Every month, Counterman’s “Guess the Car” contest challenges our readers to solve an automotive riddle, for a chance to win $100. And each month, we receive hundreds of responses from aftermarket professionals trying to guess the model of the vehicle depicted.
The correct answer for the September contest is the GMC Canyon.
The winner for September is Branden Bettger, a parts specialist at NAPA Auto Parts in Port Angeles, Washington.
Now, let’s get to know the September “Guess the Car” champion.
CM: How long have you been working in the auto parts business?
BB: I’ve been working in the auto parts business for about two and a half years now. I recently received my ASE certification as a parts specialist.

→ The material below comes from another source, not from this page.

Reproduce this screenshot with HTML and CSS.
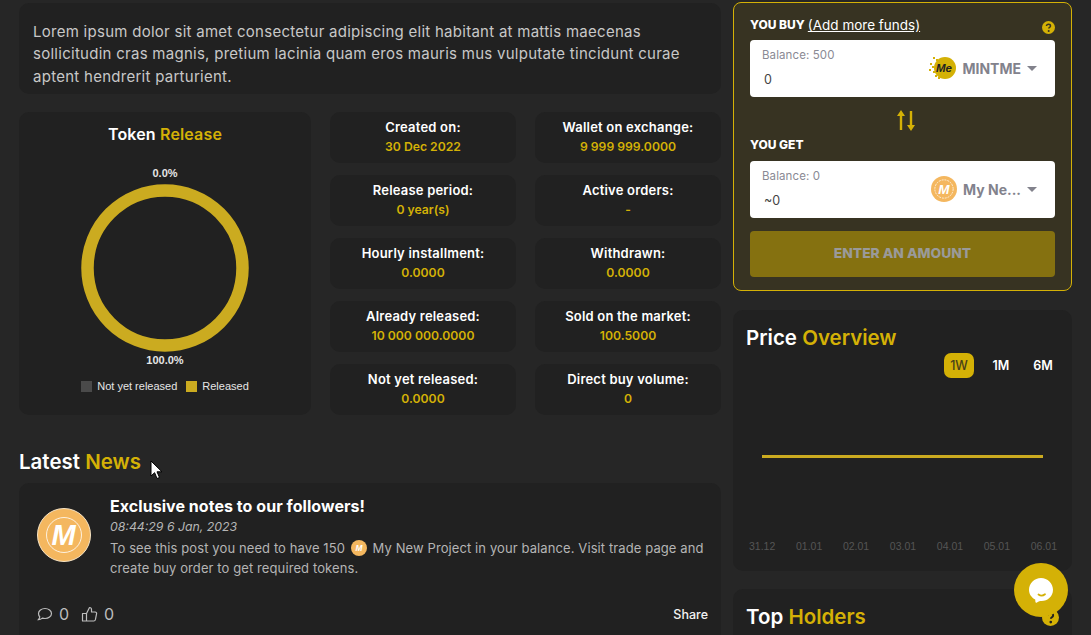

CM: What were you doing before that?
BB: I was selling fruits and vegetables and health food in Ireland. And I was a student in Ireland for five years.
CM: What do you like most about your job?
BB: What I like most about it is the people I work with. We have a great team of guys here and it makes coming to work fun and enjoyable. I also love the research aspect of it too. That’s a lot of fun. Everyday is like doing multiple puzzles.
CM: What’s the strangest question a customer has asked you?
BB: Probably one of the strangest – or one of the more difficult ones – actually came from someone who knew a lot about [cars], but it was something that was just very unusual and hard to find. Somebody asked me to find front and rear shocks for a 1975 Jensen-Healey. And we don’t have a listing in our system for anything regarding shocks on those. Even if you go online, there are only a couple kits available, and they’re modified Bilstein suspension systems. That’s all that was out there, and those were weeks out, and he needed them in a couple days.
So he brought in the old ones, and I was able to match them up by size and pressure, and found that the shocks that fit best were front shocks from a 1960s Corvette, and the rear shocks from a mid-90s Geo Tracker. That’s just very unusual. And he put them on and said they were excellent and the performance was way better than it had ever been, and he said he would highly recommend them to anybody else.
CM: What’s the coolest car you’ve ever owned or worked on?
BB: The coolest car I’ve ever owned and also worked on was my first car actually, because I was a car nut from birth – Road and Track magazine was my bedtime story. My first car was a 1972 BMW 2002. It was a Roundie, with the sunroof, and it was British racing green. I loved that car and I did a bit of work to it.
CM: What kind of modifications did you make to it?
BB: I put on a Weber carburetor and an intake from a ti from a different model, and I put in Recaro seats from a 320is. And an aftermarket sound system as well. I was a teenager.
CM: Do you have any interesting hobbies? What do you do for fun?
BB: I’m a guitarist, a recording artist and I perform live often.
CM: Do you play solo or in bands?
BB: I do solo stuff and I also play in a couple bands. A lot of times I fill in for solo musicians who need an electric guitarist.
CM: What’s your dream car?
BB: There’s the unattainable dream car and then there’s the potentially attainable. The unattainable would be something like a 1995 McLaren F1 LM. Then there’s possibly attainable, which would be something like a 2003 Porsche 911 Turbo, a car that I had posters of in my bedroom when I was a teenager.